The irony here–if that’s what it is–is of course that I would never find Pearl’s work and book on Longfellow and the Dante Club if he hadn’t embedded it in a capable and convincing literary historical thriller. I’m using Megan Marshall’s The Peabody Sisters as a sort of gold standard of engaging and compelling literary history these days, and it does seem that Pearl might have made this material similarly brilliant, refined, and accessible, and stayed poor all the while. I have to applaud him for performing the alchemy of literary, rather than scholarly, success–he wrote a besteller, and you can still buy it at any major airport.

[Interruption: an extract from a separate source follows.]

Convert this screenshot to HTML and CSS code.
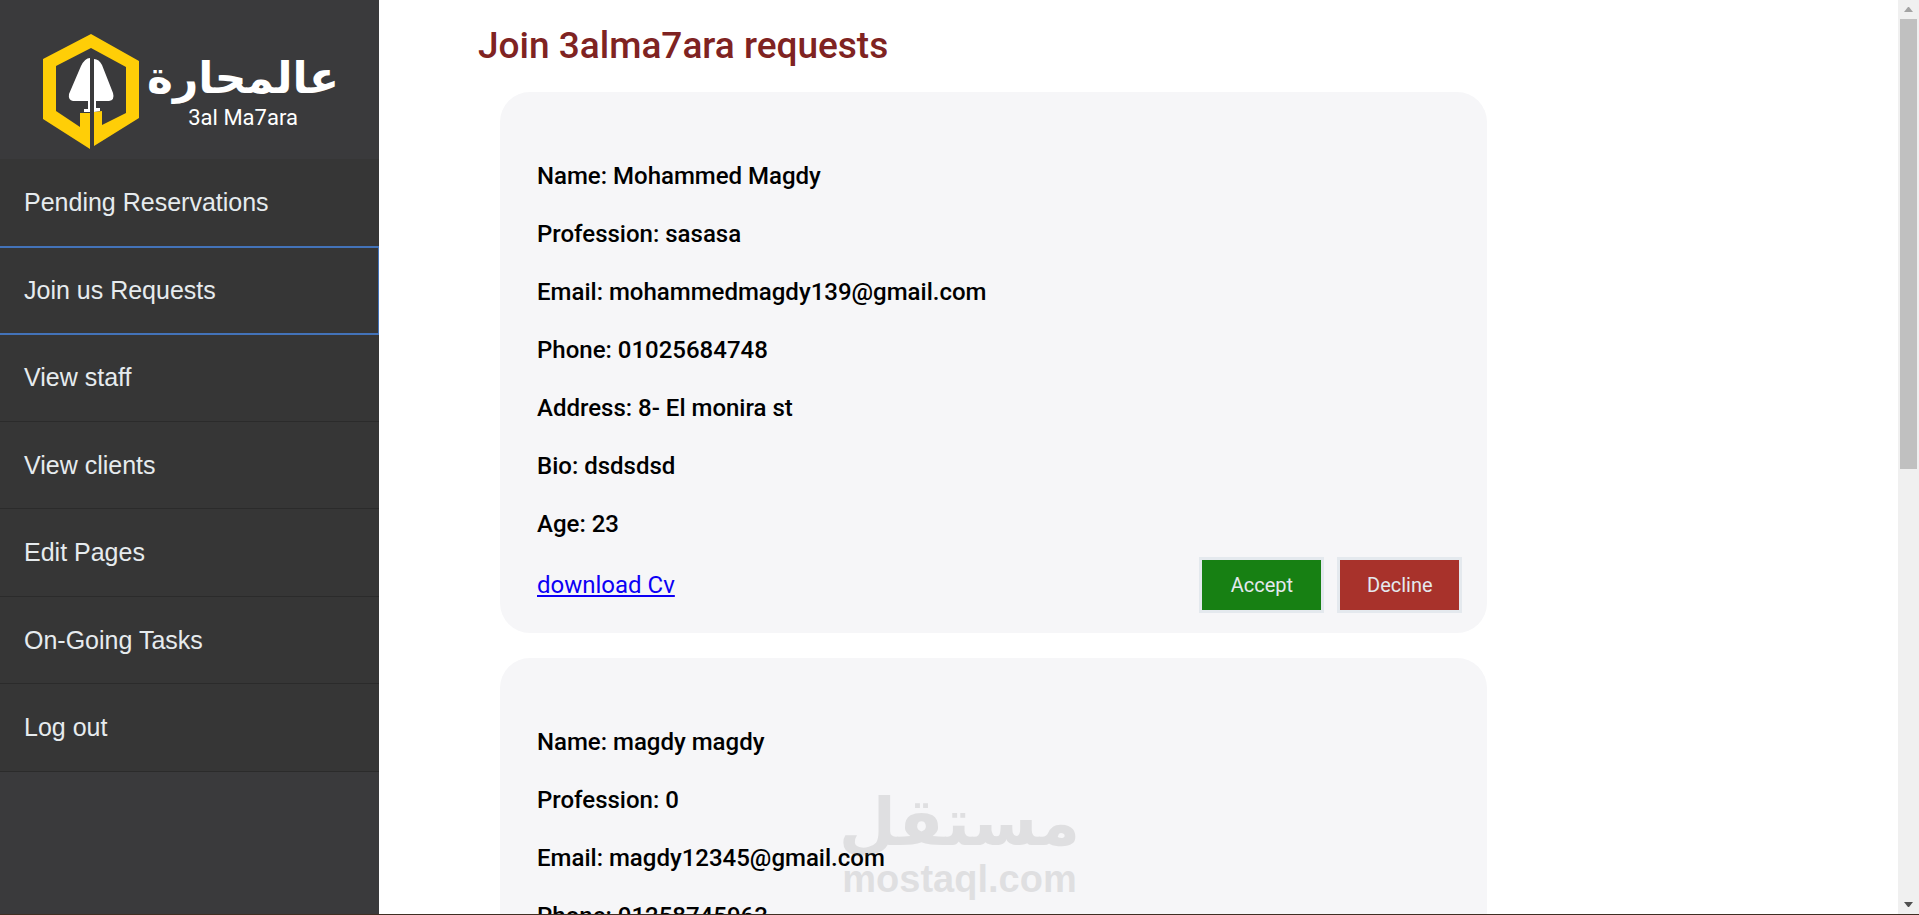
FILE: index.html
```html
<!DOCTYPE html>
<html lang="en">
<head>
    <meta charset="UTF-8">
    <meta name="viewport" content="width=device-width, initial-scale=1.0">
    <title>Join Requests</title>
    <link rel="stylesheet" href="styles.css">
</head>
<body>

    <aside class="sidebar">
        <a class="logo" href="#" aria-label="3al Ma7ara">
            <svg class="logo-mark" viewBox="0 0 96 115" width="96" height="115" aria-hidden="true">
                <g fill="#ffce07">
                    <path d="M48 0 96 27V84L51 112V78L59 77V91L83 79V33L48 14 13 32V77L37 93V79H47V115L0 85V25Z"/>
                </g>
                <g fill="#fff">
                    <path d="M47 24V78H41V75H45V67H30Q25 66 26 60L38 32Q42 24 47 24Z"/>
                    <path d="M51 25Q56 25 59 31L70 59Q72 66 66 67H53V74H57V77L51 78Z"/>
                </g>
            </svg>
            <span class="logo-text">
                <span class="logo-ar" lang="ar" dir="rtl">عالمحارة</span>
                <span class="logo-en">3al Ma7ara</span>
            </span>
        </a>
        <nav class="menu">
            <a href="#">Pending Reservations</a>
            <a href="#" class="active">Join us Requests</a>
            <a href="#">View staff</a>
            <a href="#">View clients</a>
            <a href="#">Edit Pages</a>
            <a href="#">On-Going Tasks</a>
            <a href="#">Log out</a>
        </nav>
    </aside>

    <main class="content">
        <h1>Join 3alma7ara requests</h1>

        <section class="card">
            <p>Name: Mohammed Magdy</p>
            <p>Profession: sasasa</p>
            <p>Email: mohammedmagdy139@gmail.com</p>
            <p>Phone: 01025684748</p>
            <p>Address: 8- El monira st</p>
            <p>Bio: dsdsdsd</p>
            <p>Age: 23</p>
            <div class="card-footer">
                <a href="#">download Cv</a>
                <div class="actions">
                    <button type="button" class="accept">Accept</button>
                    <button type="button" class="decline">Decline</button>
                </div>
            </div>
        </section>

        <section class="card">
            <p>Name: magdy magdy</p>
            <p>Profession: 0</p>
            <p>Email: magdy12345@gmail.com</p>
            <p>Phone: 01258745963</p>
        </section>
    </main>

    <!-- scroll track -->
    <div class="scroll" aria-hidden="true">
        <svg viewBox="0 0 9 5" width="9" height="5"><path fill="#a3a3a3" d="M4 0h1l4 5H0z"/></svg>
        <div class="thumb"></div>
        <svg viewBox="0 0 9 5" width="9" height="5"><path fill="#505050" d="M0 0h9L5 5H4z"/></svg>
    </div>

    <div class="watermark">
        <span class="watermark-ar" lang="ar" dir="rtl">مستقل</span>
        <span class="watermark-en">mostaql.com</span>
    </div>

</body>
</html>
```
FILE: styles.css
```css
* {
    box-sizing: border-box;
}

body {
    display: flex;
    height: 100vh;
    margin: 0;
    overflow: hidden;
    background: #fff;
    border-bottom: 1px solid #402e23;
    font-family: Roboto, sans-serif;
    color: #000;
}

/* Sidebar */
.sidebar {
    flex: 0 0 379px;
    background: #3a3a3c;
    font-family: "Liberation Sans", Arial, sans-serif;
}

.logo {
    display: flex;
    gap: 8px;
    height: 159px;
    padding: 34px 0 0 43px;
    color: #fff;
    text-decoration: none;
}

.logo-mark {
    flex: none;
}

.logo-text {
    display: flex;
    flex-direction: column;
    align-items: center;
    padding-top: 16px;
}

.logo-ar {
    font: bold 44px/56px "DejaVu Sans", sans-serif;
    white-space: nowrap;
}

.logo-en {
    font: 22px/24px Roboto, sans-serif;
}

.menu {
    display: grid;
    grid-auto-rows: 1fr;
    min-height: 67vh;
}

.menu a {
    display: flex;
    align-items: center;
    padding: 0 24px;
    background: #363636;
    border-bottom: 1px solid #2b2b2b;
    color: #e6ebee;
    font-size: 25px;
    text-decoration: none;
}

.menu a.active {
    z-index: 1;
    margin: -1px 0;
    border: 2px solid #4373b9;
    border-width: 2px 1px 2px 0;
}

/* Requests */
.content {
    flex: 1;
    padding-top: 16px;
    overflow: hidden;
}

h1 {
    margin: 0 0 16px 99px;
    font-size: 37px;
    line-height: 60px;
    font-weight: 500;
    color: #7f2322;
}

.card {
    width: 65%;
    min-height: 541px;
    margin: 0 0 25px 121px;
    padding: 67px 25px 19px 37px;
    background: #f6f6f8;
    border-radius: 30px;
    font-size: 24px;
    line-height: 34px;
}

.card p {
    margin: 0 0 24px;
    font-weight: 500;
}

.card-footer {
    display: flex;
    justify-content: space-between;
    align-items: center;
    margin-top: -8px;
}

.card-footer a {
    color: #0d00f5;
}

.actions {
    display: flex;
    gap: 13px;
}

.actions button {
    width: 125px;
    height: 56px;
    border: 3px solid #e4e9ee;
    font-family: inherit;
    font-size: 20px;
    color: #e4e9ee;
}

.actions .accept {
    background: #178013;
}

.actions .decline {
    background: #a8322b;
}

/* Scroll track */
.scroll {
    flex: 0 0 21px;
    display: flex;
    flex-direction: column;
    align-items: center;
    padding: 7px 2px;
    background: #f0f0f0;
}

.thumb {
    width: 100%;
    height: 50%;
    margin: 7px 0 auto;
    background: #c0c0c0;
}

/* Watermark over the page */
.watermark {
    position: absolute;
    left: 50%;
    bottom: 16px;
    display: flex;
    flex-direction: column;
    align-items: center;
    transform: translateX(-50%);
    color: #888;
    opacity: 0.2;
    pointer-events: none;
}

.watermark-ar {
    font: bold 66px/72px "DejaVu Sans", sans-serif;
}

.watermark-en {
    font: bold 38px/40px "Liberation Sans", Arial, sans-serif;
}
```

Good for him: he’s a smart, opportunistic young writer with real talent who clearly paid his scholarly dues, and he deserves the credit. I’m well aware of protesting too much here, mustering half-praise, mostly a healthy layer of pure jealousy (though it’s hardly Dantesque), and most of the analysis deserves to be on the plus side. But as much as this was helpful to my understanding of literary Boston, it is still a relatively conventional thriller, a work of commercial fiction. Not that anything’s wrong with that–and if you happen to be passing through the airport, about to get on a lengthy plane ride, it could be about as good as it gets.